Exploring Chicagoland nature by foot, artfully & thoughtfully. Interested? Let's walk.
The lily pool reflects an interesting history of shifting preferences for “natural” design. The initial intention for the pool was the cultivation of exotic tropical lilies. However, this pocket park has been redesigned over the years to reflect many elements of the “Prairie School” of landscape design, mimicking natural Midwestern landscapes by including plantings of native species, open views, and limestone blocks that accompany the water elements.

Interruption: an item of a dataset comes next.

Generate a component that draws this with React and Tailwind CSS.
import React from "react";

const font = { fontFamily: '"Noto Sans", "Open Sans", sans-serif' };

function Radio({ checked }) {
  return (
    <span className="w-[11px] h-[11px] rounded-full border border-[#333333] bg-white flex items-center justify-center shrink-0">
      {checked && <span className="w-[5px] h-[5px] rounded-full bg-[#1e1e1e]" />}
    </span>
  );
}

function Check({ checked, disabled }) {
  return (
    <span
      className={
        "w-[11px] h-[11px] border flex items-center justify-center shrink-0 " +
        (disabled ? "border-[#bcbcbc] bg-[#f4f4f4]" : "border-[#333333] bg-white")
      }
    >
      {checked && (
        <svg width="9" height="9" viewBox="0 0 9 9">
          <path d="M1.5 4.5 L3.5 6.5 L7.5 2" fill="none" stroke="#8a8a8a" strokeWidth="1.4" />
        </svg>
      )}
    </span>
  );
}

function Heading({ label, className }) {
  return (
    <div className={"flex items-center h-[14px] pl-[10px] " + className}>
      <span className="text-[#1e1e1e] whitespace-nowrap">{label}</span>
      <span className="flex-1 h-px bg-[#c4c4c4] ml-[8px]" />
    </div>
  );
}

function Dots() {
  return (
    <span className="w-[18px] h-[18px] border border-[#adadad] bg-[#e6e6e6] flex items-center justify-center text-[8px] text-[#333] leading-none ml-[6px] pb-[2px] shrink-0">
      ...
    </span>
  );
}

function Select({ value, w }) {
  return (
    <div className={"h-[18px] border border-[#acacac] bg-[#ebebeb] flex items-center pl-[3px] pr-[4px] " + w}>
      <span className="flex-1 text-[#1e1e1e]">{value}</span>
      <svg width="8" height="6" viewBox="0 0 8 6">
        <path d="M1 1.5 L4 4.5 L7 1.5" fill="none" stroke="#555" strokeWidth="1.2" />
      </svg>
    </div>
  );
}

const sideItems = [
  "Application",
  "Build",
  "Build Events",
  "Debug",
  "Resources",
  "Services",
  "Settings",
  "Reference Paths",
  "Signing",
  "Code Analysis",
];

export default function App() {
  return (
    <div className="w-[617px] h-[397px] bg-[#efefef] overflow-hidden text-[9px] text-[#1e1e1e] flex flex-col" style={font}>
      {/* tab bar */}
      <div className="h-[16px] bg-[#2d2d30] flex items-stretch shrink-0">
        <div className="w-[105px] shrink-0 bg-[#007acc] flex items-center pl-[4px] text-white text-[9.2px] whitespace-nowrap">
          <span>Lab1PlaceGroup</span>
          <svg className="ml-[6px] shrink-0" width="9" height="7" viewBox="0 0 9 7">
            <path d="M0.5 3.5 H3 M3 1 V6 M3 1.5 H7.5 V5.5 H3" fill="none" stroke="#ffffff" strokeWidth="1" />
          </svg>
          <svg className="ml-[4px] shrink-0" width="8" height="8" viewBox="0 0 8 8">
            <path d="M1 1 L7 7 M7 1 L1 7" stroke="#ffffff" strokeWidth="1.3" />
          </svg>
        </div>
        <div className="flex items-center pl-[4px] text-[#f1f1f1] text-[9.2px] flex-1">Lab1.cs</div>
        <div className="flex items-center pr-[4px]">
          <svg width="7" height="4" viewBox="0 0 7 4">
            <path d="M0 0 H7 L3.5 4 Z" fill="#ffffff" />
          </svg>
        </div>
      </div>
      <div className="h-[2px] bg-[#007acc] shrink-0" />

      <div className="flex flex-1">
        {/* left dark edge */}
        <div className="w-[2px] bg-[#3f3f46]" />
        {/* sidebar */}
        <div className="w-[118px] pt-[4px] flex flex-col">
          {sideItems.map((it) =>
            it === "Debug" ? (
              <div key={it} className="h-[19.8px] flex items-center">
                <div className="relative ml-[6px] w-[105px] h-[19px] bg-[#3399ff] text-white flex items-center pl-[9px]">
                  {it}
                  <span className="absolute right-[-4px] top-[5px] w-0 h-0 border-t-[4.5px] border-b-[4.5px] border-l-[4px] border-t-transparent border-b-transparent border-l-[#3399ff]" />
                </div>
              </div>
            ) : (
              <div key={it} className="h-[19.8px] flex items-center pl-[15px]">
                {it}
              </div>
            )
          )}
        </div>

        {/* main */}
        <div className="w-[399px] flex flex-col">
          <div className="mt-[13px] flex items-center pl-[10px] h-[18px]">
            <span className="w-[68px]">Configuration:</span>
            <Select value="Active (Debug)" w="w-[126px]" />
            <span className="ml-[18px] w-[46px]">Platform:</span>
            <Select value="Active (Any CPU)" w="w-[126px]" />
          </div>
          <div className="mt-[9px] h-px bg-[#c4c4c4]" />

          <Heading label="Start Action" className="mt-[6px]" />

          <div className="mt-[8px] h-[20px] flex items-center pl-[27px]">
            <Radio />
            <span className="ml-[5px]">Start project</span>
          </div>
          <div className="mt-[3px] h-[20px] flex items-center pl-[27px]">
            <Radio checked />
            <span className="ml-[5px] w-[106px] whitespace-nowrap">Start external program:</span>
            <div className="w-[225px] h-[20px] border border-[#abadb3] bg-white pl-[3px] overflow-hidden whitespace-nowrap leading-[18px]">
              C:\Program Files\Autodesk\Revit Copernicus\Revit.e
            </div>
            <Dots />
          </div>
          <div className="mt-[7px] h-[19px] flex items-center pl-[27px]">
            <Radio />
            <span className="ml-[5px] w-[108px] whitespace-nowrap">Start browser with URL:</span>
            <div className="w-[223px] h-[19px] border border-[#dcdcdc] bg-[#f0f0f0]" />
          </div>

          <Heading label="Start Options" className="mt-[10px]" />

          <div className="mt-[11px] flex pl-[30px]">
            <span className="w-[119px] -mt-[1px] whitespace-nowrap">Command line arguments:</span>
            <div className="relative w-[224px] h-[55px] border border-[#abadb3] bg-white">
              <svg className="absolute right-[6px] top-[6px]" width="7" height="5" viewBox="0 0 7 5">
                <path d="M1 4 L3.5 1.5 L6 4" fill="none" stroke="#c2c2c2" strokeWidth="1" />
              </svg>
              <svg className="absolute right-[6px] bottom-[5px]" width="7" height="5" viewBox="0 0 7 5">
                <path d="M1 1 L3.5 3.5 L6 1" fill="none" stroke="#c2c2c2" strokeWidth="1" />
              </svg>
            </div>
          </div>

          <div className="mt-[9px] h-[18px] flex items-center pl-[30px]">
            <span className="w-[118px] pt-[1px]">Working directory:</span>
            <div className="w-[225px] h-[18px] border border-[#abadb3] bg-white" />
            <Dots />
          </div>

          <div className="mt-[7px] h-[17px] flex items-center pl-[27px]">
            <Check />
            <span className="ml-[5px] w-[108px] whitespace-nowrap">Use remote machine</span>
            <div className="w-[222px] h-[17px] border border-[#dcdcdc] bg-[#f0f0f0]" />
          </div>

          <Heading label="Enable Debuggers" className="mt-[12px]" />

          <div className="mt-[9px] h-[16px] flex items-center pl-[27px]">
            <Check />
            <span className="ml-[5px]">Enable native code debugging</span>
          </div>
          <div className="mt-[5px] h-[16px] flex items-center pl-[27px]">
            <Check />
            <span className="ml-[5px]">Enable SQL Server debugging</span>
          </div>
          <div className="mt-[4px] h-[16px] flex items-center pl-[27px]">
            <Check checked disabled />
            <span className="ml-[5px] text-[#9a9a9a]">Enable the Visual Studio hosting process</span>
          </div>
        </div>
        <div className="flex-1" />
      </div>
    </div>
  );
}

The Lily Pool’s namesake, Alfred Caldwell (1903-1998), worked under the famous Prairie School landscaper Jens Jensen (1860-1951). Caldwell redesigned the pool in the late 1930s, adding many features that are characteristic of the Prairie School: native plants, winding pathways, the circular limestone council ring bench. Council rings like the one near the lily pool can be found throughout the Chicago region, and they reflect the ideal of equal status between people, invite conversation and storytelling, and beckon people to slow down.
One of the great advances in health psychology in recent years is the emergence of concrete evidence that nature heals. The initial experiments verifying this showed that post-operative patients heal faster when they have access to views of nature. More recently, scientific studies have elaborated upon the ways in which nature can reduce stress and calm frayed nerves. One study showed that students who go outside before exams earn higher scores. I (Liam) have begun to bring my students to the Lily Pool to introduce them to this magical place. I suspect that it not only nudges their grades up but makes them aware of this prettiest respite from the metropolis that surrounds them.
It’s your turn to enjoy this place. Perhaps take a seat on the council ring bench, close your eyes, and reflect on the journey you’ve just taken. What surprised you? What most drew your attention? Has your perspective on the relationship between nature and the city changed? If so, how?